The paniolo (Hawaiian cowboy) culture is a big part of the lifestyle and history of Hawaii Island. With a wealth of scenic, open landscapes and other spots throughout the island, ranchers are happy to share their paniolo stories and knowledge with you on horseback.

Hawaii Island offers a variety of fun ways to saddle up for an unforgettable paniolo experience. From scenic storytelling tours by horse-drawn wagon to a hands-on chance to take the reins and go on a real cattle drive. Choose from a diverse selection of beautiful environments to ride through including the upcountry pastures of Kahua Ranch, the tropical Waipio Valley stream and waterfalls trails, or the southern reaches of a historic trail to Kealakekua Bay – complete with swimming and snorkeling. As you ride along these scenic vistas you’ll see why horseback riding on Hawaii Island is truly unique.


 

Mauna Kea Summit Star Gazing

The Mauna Kea Visitor Information Station, at the 9,200 foot (2,800 m) level of Mauna Kea, has a free stargazing program currently held on Tuesday, Wednesday, Friday and Saturday from 6:00 PM until 10:00 PM.

The program begins at 6:00 PM with the showing of First Light, a documentary about Mauna Kea made by PBS Hawaii about the history of the mountain from both astronomical and cultural perspectives. After the video, telescopes are set up for viewing.

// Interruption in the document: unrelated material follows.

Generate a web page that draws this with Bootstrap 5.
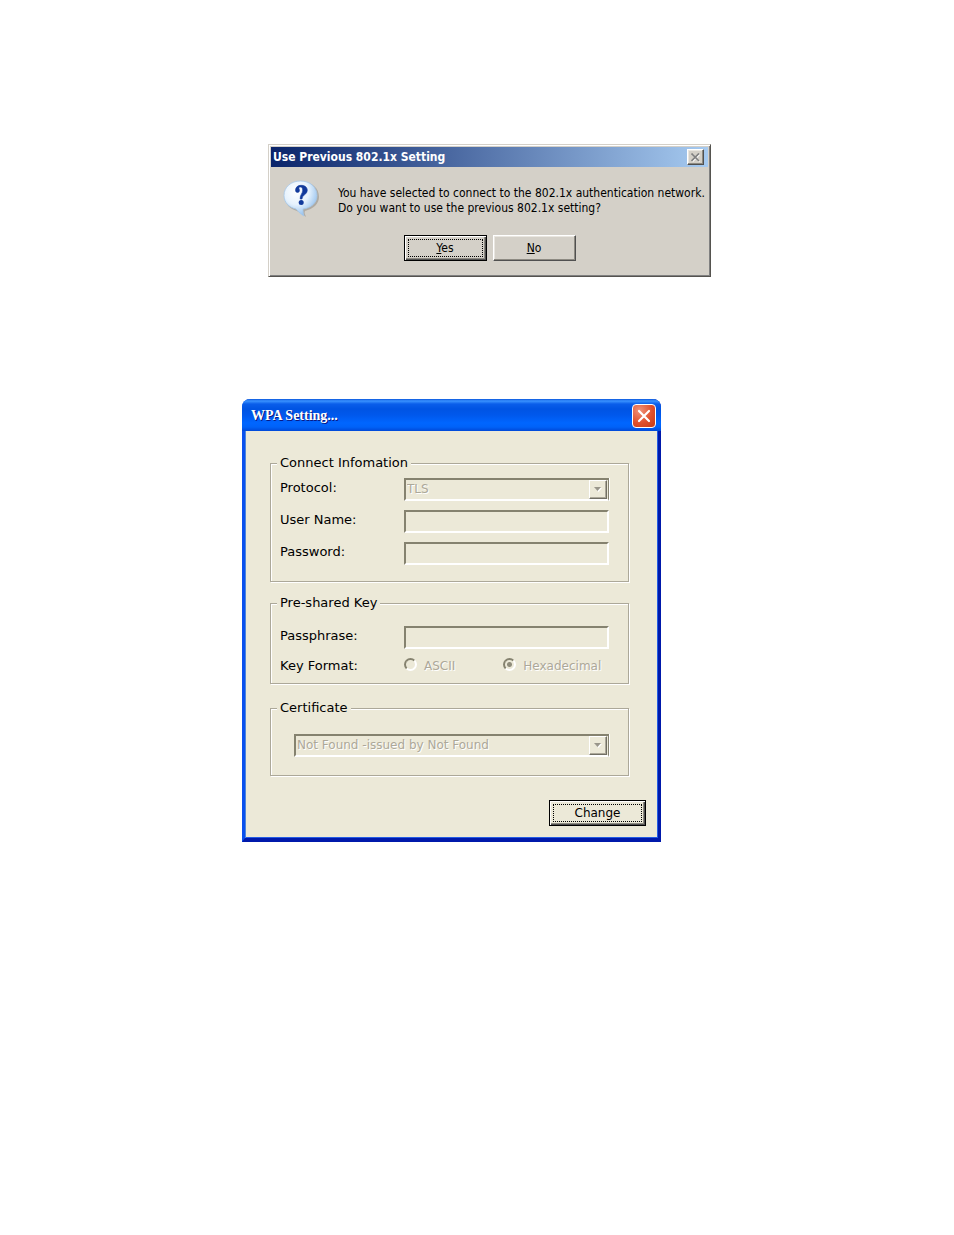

As soon as it's dark enough, a star tour will be given, using a laser pointer to point out the objects visible that night.

Please note that often, near-freezing night time temperatures are experienced at the Mauna Kea Visitor Information Center at all times of the year. Please, dress warmly! Also, a red-filtered flashlight will help you navigate safely to and from the parking lot.